Half of UK workers are already doing temporary work, or are planning to temp, as a direct result of the surging cost of living, according to new research.
A national survey of UK workers by jobs website Indeed Flex found that a third (32%) were planning to do temporary work on top of their existing job, as a way to top up their income.
Meanwhile, a fifth (19%) of those polled already did temporary work, with 11% planning to take on a few more shifts and 8% intending to do a lot more shifts.
According to ONS data, consumer prices rose by 9.4% in the 12 months to June, with the surge in inflation caused predominantly by the spiking cost of energy, food and fuel.
Of those already doing temporary work, or those planning to, 69% said topping up their income was their number one reason for wanting to take on extra shifts.
Workers in London were most likely to take up temping. Nearly a fifth (17%) of those planning to do temporary work to bolster their income were in the capital, while 12% are in north-west England, 11% in the south-east and 10% in the west Midlands.
As well as taking on new jobs such as evening delivery work or bar work, people were also going online to sell unwanted property such as old clothing, furniture and household goods.
Novo Constare, COO and co-founder of Indeed Flex, said: “The financial benefits of temping have been thrust centre stage by 2022’s cost of living crisis.
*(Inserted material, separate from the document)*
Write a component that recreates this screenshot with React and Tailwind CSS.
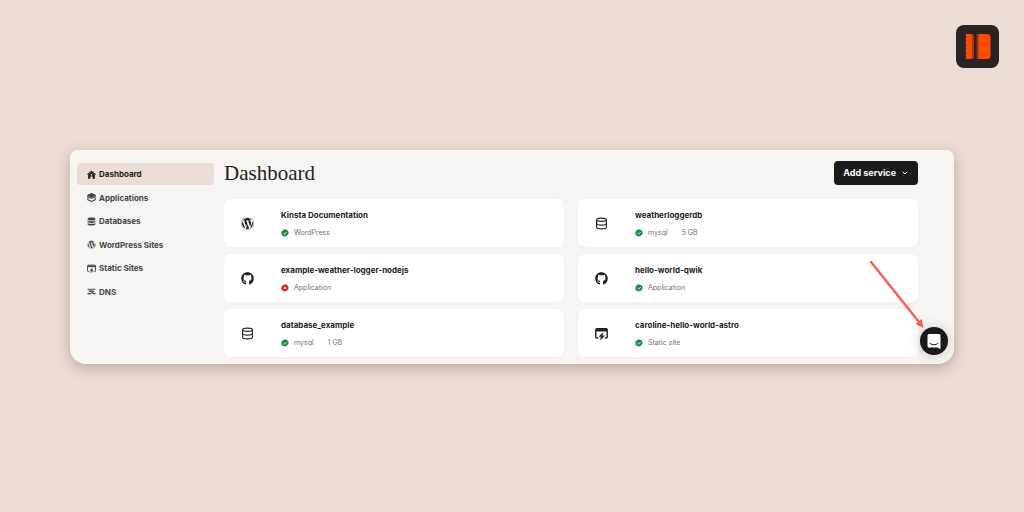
import React from "react";
import { ChevronDown, Database } from "lucide-react";
import { FaGithub, FaWordpress } from "react-icons/fa";

// --- Small icons ---
const HomeIcon = ({ className }) => (
  <svg viewBox="0 0 16 16" className={className} fill="none" stroke="currentColor" strokeWidth="1.8">
    <path d="M.8 8.4 8 2l7.2 6.4" />
    <path d="M2 8.2 8 3.5l6 4.700V15.500h-4v-4H6v4H2z" fill="currentColor" stroke="none" />
    <circle cx="8" cy="8.500" r="1.500" fill="#ebdcd5" stroke="none" />
  </svg>
);

const LayersIcon = ({ className }) => (
  <svg viewBox="0 0 16 16" className={className} fill="none" stroke="currentColor" strokeWidth="2" strokeLinejoin="round">
    <path d="M8 1 14.5 4 8 7 1.5 4z" fill="currentColor" />
    <path d="M1.5 4v2.500L8 9.500l6.500-3V4" />
    <path d="M1.5 8v4L8 15l6.500-3V8" />
  </svg>
);

const StackIcon = ({ className }) => (
  <svg viewBox="0 0 16 16" className={className} fill="currentColor">
    <path d="M1 3c0-1.4 3-2.3 7-2.3S15 1.6 15 3v1c0 1.3-3 2.2-7 2.2S1 5.3 1 4z" />
    <path d="M1 6c1.5 1.2 4 1.6 7 1.6s5.5-.4 7-1.6v2.6c0 1.3-3 2.1-7 2.1s-7-.8-7-2.1z" />
    <path d="M1 10.6c1.5 1.2 4 1.6 7 1.6s5.5-.4 7-1.6V13c0 1.4-3 2.3-7 2.3S1 14.4 1 13z" />
  </svg>
);

const StaticIcon = ({ className }) => (
  <svg viewBox="0 0 16 16" className={className} fill="none" stroke="currentColor" strokeWidth="1.7">
    <path d="M4 13.500H2.200a1.200 1.200 0 0 1-1.200-1.200V3.200A1.200 1.200 0 0 1 2.200 2h11.600A1.200 1.200 0 0 1 15 3.200v9.100a1.200 1.200 0 0 1-1.200 1.200H12" />
    <path d="M1 4h14" strokeWidth="3" />
    <path d="M9.500 7 5 11.800h2.500L6.800 16l4.800-5.200H9z" fill="currentColor" stroke="currentColor" strokeWidth=".5" />
  </svg>
);

const DnsIcon = ({ className }) => (
  <svg viewBox="0 0 16 16" className={className} fill="none" stroke="currentColor" strokeWidth="2.2">
    <path d="M1 4h3.500c3 0 4 7.600 7 7.600H15" />
    <path d="M7.500 4H15M1 11.600h7" />
    <path d="M3 7.800h4M9 7.800h4" />
  </svg>
);

const StatusIcon = ({ ok }) => (
  <svg viewBox="0 0 16 16" className="size-2 shrink-0" role="img" aria-label={ok ? "Running" : "Failed"}>
    <path
      d="M8 .3 10.2 1.5l2.5.3.9 2.3 1.800 1.800L15 8.400l-.2 2.500-2.200 1.300-1.500 2-2.500.1L6 15.200l-1.900-1.600-2.400-.8-.6-2.500L.4 8l1.100-2.200.3-2.500 2.400-.8L6 .8z"
      fill={ok ? "#1b8d48" : "#e02b0b"}
    />
    {ok ? (
      <path d="m5 8.3 2.2 2.1 3.900-4.300" fill="none" stroke="white" strokeWidth="1.6" />
    ) : (
      <path d="m5.500 5.500 5 5m0-5-5 5" stroke="white" strokeWidth="1.6" />
    )}
  </svg>
);

const Logo = () => (
  <svg viewBox="0 0 43 43" className="size-[43px]" role="img" aria-label="Logo">
    <rect width="43" height="43" rx="8" fill="#2a2223" />
    <path d="M9.500 9h5.500q3 0 3 3v19q0 3-3 3H9.500l.7-2-.7-2 .7-2-.7-2 .7-2-.7-2 .7-2-.7-2 .7-2-.7-2 .7-2z" fill="#fb4b08" />
    <path d="M14.500 9q3.500 0 3.500 3v19q0 3-3.500 3 1.500-1 1.500-3V12q0-2-1.500-3z" fill="#a93710" />
    <path d="M20.500 9H23v25h-2.500z" fill="#8f3415" />
    <path d="M22.500 9H31q3.500 0 3.500 3.500v18q0 3.500-3.500 3.500h-8.500z" fill="#ff4a00" />
  </svg>
);

const navItems = [
  { label: "Dashboard", icon: HomeIcon, active: true },
  { label: "Applications", icon: LayersIcon },
  { label: "Databases", icon: StackIcon },
  { label: "WordPress Sites", icon: FaWordpress },
  { label: "Static Sites", icon: StaticIcon },
  { label: "DNS", icon: DnsIcon },
];

const services = [
  { name: "Kinsta Documentation", type: "WordPress", icon: FaWordpress, ok: true },
  { name: "weatherloggerdb", type: "mysql", size: "5 GB", icon: Database, ok: true },
  { name: "example-weather-logger-nodejs", type: "Application", icon: FaGithub, ok: false },
  { name: "hello-world-qwik", type: "Application", icon: FaGithub, ok: true },
  { name: "database_example", type: "mysql", size: "1 GB", icon: Database, ok: true },
  { name: "caroline-hello-world-astro", type: "Static site", icon: StaticIcon, ok: true },
];

const ServiceCard = ({ service }) => {
  const Icon = service.icon;
  return (
    <li className="flex h-12 items-center gap-[27px] rounded-md bg-white pl-[17px] shadow-[0_0_1px_#e5dad4]">
      <Icon className="size-[13px] shrink-0 text-[#231f20]" />
      <div className="flex flex-col gap-[6px] pt-[2px]">
        <h2 className="text-[8px] leading-3 font-bold text-[#231f20]">{service.name}</h2>
        <p className="flex items-center text-[7px] leading-3 text-[#7d706c]">
          <StatusIcon ok={service.ok} />
          <span className="ml-[5px]">{service.type}</span>
          {service.size && <span className="ml-[14px]">{service.size}</span>}
        </p>
      </div>
    </li>
  );
};

export default function App() {
  return (
    <div className="min-h-screen bg-[#ebdcd5] font-['Inter',sans-serif]">
      <header className="flex justify-end px-[25px] pt-[25px]">
        <Logo />
      </header>

      <div className="relative mx-[70px] mt-[82px] flex gap-[10px] rounded-t-lg rounded-b-2xl bg-[#f8f4f1] pr-9 pb-[7px] pl-[7px] shadow-[0_4px_14px_rgba(80,50,40,0.3)]">
        {/* Sidebar */}
        <nav className="w-[137px] shrink-0 pt-[13px]">
          <ul className="flex h-[140px] flex-col justify-between">
            {navItems.map(({ label, icon: Icon, active }) => (
              <li key={label}>
                <a
                  href="#"
                  className={`flex h-[22px] items-center gap-[3px] rounded-[3px] pl-[10px] text-[8px] font-bold ${
                    active ? "bg-[#ebdcd5] text-[#231f20]" : "text-[#4a4342]"
                  }`}
                >
                  <Icon className="size-[9px] shrink-0" />
                  {label}
                </a>
              </li>
            ))}
          </ul>
        </nav>

        {/* Services */}
        <main className="min-w-0 flex-1 pt-[11px]">
          <div className="flex items-center justify-between">
            <h1 className="font-['Liberation_Serif',serif] text-[21px] leading-6 text-[#231f20]">Dashboard</h1>
            <button
              type="button"
              className="flex h-6 items-center gap-[5px] rounded bg-[#1d1919] px-[9px] text-[9px] font-bold text-white"
            >
              Add service
              <ChevronDown className="size-2" strokeWidth={3} />
            </button>
          </div>
          <ul className="mt-[14px] grid grid-cols-2 gap-x-[14px] gap-y-[7px]">
            {services.map((service) => (
              <ServiceCard key={service.name} service={service} />
            ))}
          </ul>
        </main>

        {/* Arrow pointing at the chat launcher */}
        <svg viewBox="0 0 56 68" className="absolute right-[29px] bottom-[35px] h-[68px] w-14" aria-hidden="true">
          <path d="M2 1 50 61" stroke="#fb5f55" strokeWidth="2.5" strokeLinecap="round" />
          <path d="m54.500 67-8-4 6-5z" fill="#fb5f55" />
        </svg>

        <button
          type="button"
          aria-label="Open chat"
          className="absolute right-[6px] bottom-[9px] flex size-7 items-center justify-center rounded-full bg-[#1d1919] shadow-[0_1px_14px_rgba(0,0,0,0.18)]"
        >
          <svg viewBox="0 0 14 15" className="h-[15px] w-[14px]">
            <path d="M2 0h10a1.500 1.500 0 0 1 1.500 1.500V15L10 13.500H2A1.500 1.500 0 0 1 .500 12V1.500A1.500 1.500 0 0 1 2 0z" fill="white" />
            <path d="M3 9.500q4 2.800 8 0" fill="none" stroke="#1d1919" strokeLinecap="round" />
          </svg>
        </button>
      </div>
    </div>
  );
}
As millions of Britons see an increasing proportion of their income swallowed up by the surging cost of living, temping offers an instant way for them to top up their earning power.
“Those taking on extra shifts, or doing temporary work for the first time, are also proving to be a lifeline for businesses struggling to find enough staff to fill vacant roles. Temps enable employers to fill shifts at short notice and cover staff absences, while also providing vital extra support during busy periods.”
The number of people working part-time or temporary positions climbed past 9.8 million at the end of April – the highest figure since June 2020.
Further research, by Wealth at Work, a retirement specialist, has found that despite the cost of living crisis, only 38% of people keep a budget and know what they can spend each month.
The study reported that one in four 18-34 year olds said they felt embarrassed about their financial situation.
Jonathan Watts-Lay, director, Wealth at Work, said employers could play a major role in alleviating these concerns: “It’s important that employees who are struggling with money get the help needed to alleviate this financial bombshell. Workplaces are a great source of support which is especially important as financial worries often lead to stress and anxiety, directly impacting employees.
“It’s well known that poor financial wellbeing in the workplace can result in lower productivity and increased absenteeism, which is one of the reasons why looking out for your employees financial wellbeing is so important right now.
“Financial education and guidance delivered in the workplace is key in providing this much needed support. It can help employees understand their finances including; ways to save money, manage a budget and what to do if in debt. Many employers now offer this as part of their overall wellbeing objective.”